Lest the CJ thinks I'm being disrespectful, let me remind him that it was he, not I, and his erstwhile colleagues on the Judicial and Legal Service Commission, who appointed ex-chief magistrate Marcia Ayers-Caesar as a judge, only to have her resign days later after several lawyers pointed to the many part-heard matters she had left in limbo.

With the judiciary being a pivotal part of the "centre" that must hold when things threaten to fall apart, the CJ, as head of the JLSC, needs to explain how such a horrendous error occurred under his watch. Are there other errors that went unnoticed? What is the true state of the judicial system? Why is the backlog of cases getting bigger?

I should note that, on balance, I have always assessed our judicial officers as being bright, fair and trustworthy, although, through the years, I've had doubts about the sanity of some judges, and the integrity of others.

The reason I'm questioning the state of the system is I sense that the nation is teetering on the brink of social and political anarchy, precipitated by sins of omission committed by those who hold office and acts of desperation by those seeking to grab power.

On both sides of the divide, stupor has numbed the architects' minds to Yeats's "blood-dimmed tide" in which "the ceremony of innocence is drowned". I, who lived through a revolution in 1970 and an insurrection in 1990, can tell you exactly how those who stoke unrest will react.

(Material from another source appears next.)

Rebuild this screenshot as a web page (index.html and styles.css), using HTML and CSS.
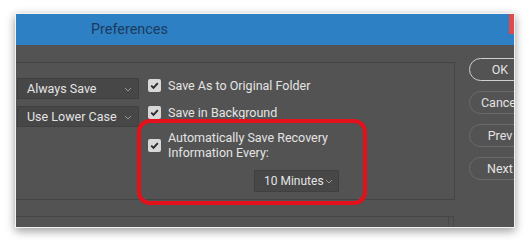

In 1970, there was responsible leadership on all fronts (although some of Dr Eric Williams's colleagues deserted him), so the tonnes of guns did not rain blood, nor was there widespread looting or arson.

In 1990, there was total disorder, looting and mayhem. Many police officers abandoned their posts, most of the military stood firm, and Ray Robinson and a handful of his aides acquitted themselves well. Others who had fanned the flames fled, hid or cowered until after the dust settled.

I see a situation similar to the latter developing, except that now there are thousands of illegal guns in the hands of criminals who have no regard for human life. If the dam of discontent bursts, much blood would flow, the "provocateurs" will run and hide, ordinary citizens will pay a devastating price, and the nation will descend into the wasteland of a failed state.

Now is the time for the leadership of the "centre" to assert itself if we are to avert disaster. Can we count on our judicial officers?